I have to say, I think the level at which students produced their projects this year has been outstanding. Even though most of them have learnt their media production skills over 4 one and a half hour workshops, many of these projects can stand up against the work of professionals who’ve had 3 year of training. The Best Project for the year, as selected by their peers, shows that humour – when used properly – really is one of the universally appealing elements of media. So, without any further ado, this year’s Best Student Project takes a comical look at the role of community radio in the era of media conglomeration.

Community Radio

At the screening, there is also a Staff Award given the the project which got the highest overall mark. This award went to the group behind a technically outstanding project which explored whether Australia’s young Olympians are adequately prepared to be thrust into the media spotlight at the Beijing Olympics.

Young Olympians and the Media Spotlight?

There are two other projects from the screening I wanted share: one takes a look at the proposed redevelopment of the Perth inner city foreshore, and the other asks to what extent Earth Hour is a genuine attempt at ecological change.

Perth Foreshore Redevelopment

Earth Hour 2008

One other noteworthy aspect of these projects, and of many others students created for the course, is that after our discussions on copyright, each of the projects above has selected to place their finished work under a Creative Commons license.
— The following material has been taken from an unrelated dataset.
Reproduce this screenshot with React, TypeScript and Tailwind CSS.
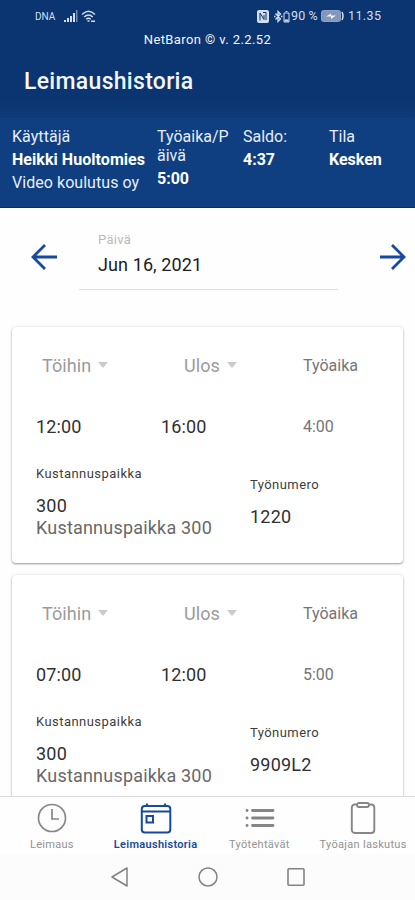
interface Entry {
  start: string;
  end: string;
  total: string;
  job: string;
}

const entries: Entry[] = [
  { start: "12:00", end: "16:00", total: "4:00", job: "1220" },
  { start: "07:00", end: "12:00", total: "5:00", job: "9909L2" },
];

const StatusBar = () => (
  <div className="flex h-8 items-center pl-[35px] pr-[33px] text-[12.5px] text-[#d3def0]">
    <span className="w-[29px] text-[10px]">DNA</span>
    <svg className="h-[13px] w-[14px]" viewBox="0 0 14 13" fill="currentColor">
      <path d="M0 10h2v2H0zM3 8h2v4H3zM6 6h2v6H6zM9 3h2v9H9z" />
      <path d="M12 0h1.500v12H12z" opacity=".5" />
    </svg>
    <svg className="ml-[3px] h-[13px] w-[15px]" viewBox="0 0 15 13" fill="none" stroke="currentColor" strokeWidth="1.500">
      <path d="M1 4.500Q7.500-2 14 4.500M3.200 7Q7.500 3 11.800 7M5.200 9.200Q7.500 7.200 9.800 9.200" />
      <path d="M6.500 11h2M10 11.300h4" />
    </svg>
    <svg className="ml-[161px] h-[13px] w-[12px]" viewBox="0 0 12 13">
      <rect width="12" height="13" rx="2" fill="currentColor" />
      <path d="M3 10.500V3l4 6.500M6 2.500h3v7.500M7 9.500V5" fill="none" stroke="#0a3570" strokeWidth="1" />
    </svg>
    <svg className="ml-[5px] h-[13px] w-[9px]" viewBox="0 0 9 13" fill="none" stroke="currentColor" strokeWidth="1.300">
      <path d="M1.500 3.500l5 5.500-2.500 2.500v-10l2.500 2.500-5 5.500M0 6.500h1.500M7 6.500h1.500" />
    </svg>
    <svg className="h-[13px] w-[7px]" viewBox="0 0 7 13" fill="none" stroke="currentColor">
      <path d="M1 3h5v9H1zM2.500 1.500h2" />
      <path d="M1.500 10.500h4" strokeWidth="2" />
    </svg>
    <span className="w-[31px] whitespace-nowrap pl-px text-[12.5px] tracking-[0.1px]">90 %</span>
    <svg className="h-[12px] w-[23px]" viewBox="0 0 23 12">
      <rect x=".5" y=".5" width="19" height="11" rx="2" fill="#8297bd" stroke="#8fa3c6" />
      <path d="M5 6.500l5-3v2h5l-5 3.500v-2.500z" fill="#f1f5ff" />
      <path d="M21 2q2 4 0 8" fill="none" stroke="currentColor" strokeWidth="1.500" />
    </svg>
    <span className="ml-[4px] whitespace-nowrap tracking-[0.4px]">11.35</span>
  </div>
);

const AppHeader = () => (
  <header className="h-[118px] bg-[#0a3570] bg-linear-to-b from-[#0a3570] from-85% to-[#0d3a78] text-[#f4f7ff]">
    <StatusBar />
    <p className="h-4 text-center text-[13px] leading-4 tracking-[0.4px]">NetBaron © v. 2.2.52</p>
    <h1 className="pl-[24px] pt-[19px] text-[23px] font-medium leading-[30px] tracking-[0.3px]">Leimaushistoria</h1>
  </header>
);

const UserSummary = () => (
  <section className="flex h-[90px] border-b border-[#08306c] bg-[#0f3f80] pl-3 pt-[7px] text-[16px] leading-[23px] text-[#e6eefb]">
    <div className="w-[145px] shrink-0 whitespace-nowrap tracking-[0.05px]">
      <p>Käyttäjä</p>
      <p className="font-bold text-white">Heikki Huoltomies</p>
      <p>Video koulutus oy</p>
    </div>
    <div className="w-[86px] shrink-0">
      <p className="pt-[2px] leading-[19px]">
        Työaika/P
        <br />
        äivä
      </p>
      <p className="pt-px font-bold leading-[26px] text-white">5:00</p>
    </div>
    <div className="w-[86px] shrink-0">
      <p>Saldo:</p>
      <p className="font-bold text-white">4:37</p>
    </div>
    <div>
      <p>Tila</p>
      <p className="font-bold text-white">Kesken</p>
    </div>
  </section>
);

const Arrow = ({ className }: { className?: string }) => (
  <svg
    className={className}
    width="26"
    height="26"
    viewBox="0 0 26 26"
    fill="none"
    stroke="#174a9c"
    strokeWidth="2.800"
  >
    <path d="M26 13H2M14 1L2 13l12 12" />
  </svg>
);

const DatePicker = () => (
  <section className="flex h-[118px] shrink-0 items-start pl-[31px] pr-[9px]">
    <Arrow className="mt-9 shrink-0" />
    <div className="ml-[22px] h-[82px] w-[259px] border-b border-[#dedede] pl-[19px] pt-[24px]">
      <p className="text-[13px] leading-4 tracking-[0.3px] text-[#b9b9b9]">Päivä</p>
      <p className="pt-[5px] text-[18px] leading-6 tracking-[0.1px] text-[#202020]">Jun 16, 2021</p>
    </div>
    <Arrow className="ml-auto mt-9 shrink-0 rotate-180" />
  </section>
);

const SortLabel = ({ children }: { children: string }) => (
  <span className="flex items-center gap-[7px] text-[18px] tracking-[0.1px] text-[#9b9b9b]">
    {children}
    <svg className="-mt-px" width="10" height="6" viewBox="0 0 10 6" fill="#c9c9c9">
      <path d="M0 0h10L5 6z" />
    </svg>
  </span>
);

const EntryCard = ({ entry }: { entry: Entry }) => (
  <article className="h-[236px] shrink-0 rounded-[4px] bg-white pl-[24px] shadow-[0_1px_2px_rgba(0,0,0,0.38),0_0_4px_rgba(0,0,0,0.08)]">
    <div className="flex h-[76px] items-center">
      <div className="w-[142px] pl-[6px]">
        <SortLabel>Töihin</SortLabel>
      </div>
      <div className="w-[125px] pl-[6px]">
        <SortLabel>Ulos</SortLabel>
      </div>
      <span className="pt-[2px] text-[16px] text-[#757575]">Työaika</span>
    </div>
    <div className="flex h-[46px] items-center text-[18px] tracking-[0.15px] text-[#303030]">
      <span className="w-[125px]">{entry.start}</span>
      <span className="w-[142px]">{entry.end}</span>
      <span className="pt-[2px] text-[16px] tracking-normal text-[#757575]">{entry.total}</span>
    </div>
    <div className="flex pt-[17px]">
      <div className="w-[214px] shrink-0 whitespace-nowrap">
        <p className="text-[13px] leading-4 tracking-[0.45px] text-[#3d3d3d]">Kustannuspaikka</p>
        <p className="pt-[13px] text-[18px] leading-[22px] tracking-[0.2px] text-[#303030]">300</p>
        <p className="text-[18px] leading-[22px] tracking-[0.2px] text-[#686868]">Kustannuspaikka 300</p>
      </div>
      <div className="pt-[11px]">
        <p className="text-[13px] leading-4 tracking-[0.45px] text-[#3d3d3d]">Työnumero</p>
        <p className="pt-[13px] text-[18px] leading-[22px] tracking-[0.2px] text-[#303030]">{entry.job}</p>
      </div>
    </div>
  </article>
);

const TabBar = () => (
  <nav className="grid h-[58px] shrink-0 grid-cols-4 border-t border-[#dcdcdc] bg-[#fefefe] text-center text-[11px] tracking-[0.3px] text-[#929292]">
    <div className="flex flex-col items-center pt-[5px]">
      <svg width="32" height="32" viewBox="0 0 32 32" fill="none" stroke="#878787" strokeWidth="1.700">
        <circle cx="16" cy="16" r="13.500" />
        <path d="M16 7v10h7" />
      </svg>
      <span className="mt-[3px]">Leimaus</span>
    </div>
    <div className="flex flex-col items-center pt-[5px] text-[#174a9c]">
      <svg width="32" height="32" viewBox="0 0 32 32" fill="none" stroke="currentColor" strokeWidth="2">
        <rect x="1.800" y="4" width="28.500" height="26.500" rx="3" />
        <path d="M2 9.500h28M7 1.500v3M25 1.500v3" />
        <rect x="6.500" y="14" width="6.500" height="6.500" />
      </svg>
      <span className="mt-[3px] font-semibold">Leimaushistoria</span>
    </div>
    <div className="flex flex-col items-center pt-[5px]">
      <svg width="32" height="32" viewBox="0 0 32 32" fill="none" stroke="#858585" strokeWidth="2.800" strokeLinecap="round">
        <path d="M9.500 8.500h20.500M9.500 16h20.500M9.500 23.500h20.500M4 8.500h.1M4 16h.1M4 23.500h.1" />
      </svg>
      <span className="mt-[3px]">Työtehtävät</span>
    </div>
    <div className="flex flex-col items-center whitespace-nowrap pt-[5px]">
      <svg width="32" height="32" viewBox="0 0 32 32" fill="none" stroke="#878787" strokeWidth="1.900">
        <rect x="4.800" y="2.500" width="22.500" height="28.500" rx="3" />
        <rect x="10" y="1" width="12" height="4" rx="2" fill="#fefefe" />
      </svg>
      <span className="mt-[3px]">Työajan laskutus</span>
    </div>
  </nav>
);

const SystemNav = () => (
  <div className="flex h-[46px] shrink-0 items-center justify-center gap-[68px] bg-[#fcfcfc]">
    <svg width="20" height="20" viewBox="0 0 20 20" fill="none" stroke="#828282" strokeWidth="1.500" strokeLinejoin="round">
      <path d="M17 1v18L2 10z" />
    </svg>
    <svg width="20" height="20" viewBox="0 0 20 20" fill="none" stroke="#828282" strokeWidth="1.500">
      <circle cx="10" cy="10" r="9" />
    </svg>
    <svg width="20" height="20" viewBox="0 0 20 20" fill="none" stroke="#828282" strokeWidth="1.600">
      <rect x="2" y="1.800" width="16" height="16.500" rx="1" />
    </svg>
  </div>
);

const App = () => (
  <div className="flex h-[900px] w-[415px] flex-col overflow-hidden bg-[#fefefe] font-[Roboto,sans-serif]">
    <AppHeader />
    <UserSummary />
    <main className="flex min-h-0 flex-1 flex-col overflow-hidden">
      <DatePicker />
      <div className="flex shrink-0 flex-col gap-[12px] px-[12px] pt-px">
        {entries.map((entry) => (
          <EntryCard key={entry.job} entry={entry} />
        ))}
      </div>
    </main>
    <TabBar />
    <SystemNav />
  </div>
);

export default App;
Among other things, this suggests that far from the end of the conversation, some of these student projects may, indeed, have an interesting life being screened and remixed in different settings.

The students in this unit are now working hard on their second project, which is explores more specifically the affordances of digital video on the web, and I have to say, having just heard their Pitches for these projects, I’m really exciting to see the next projects as they’re completed!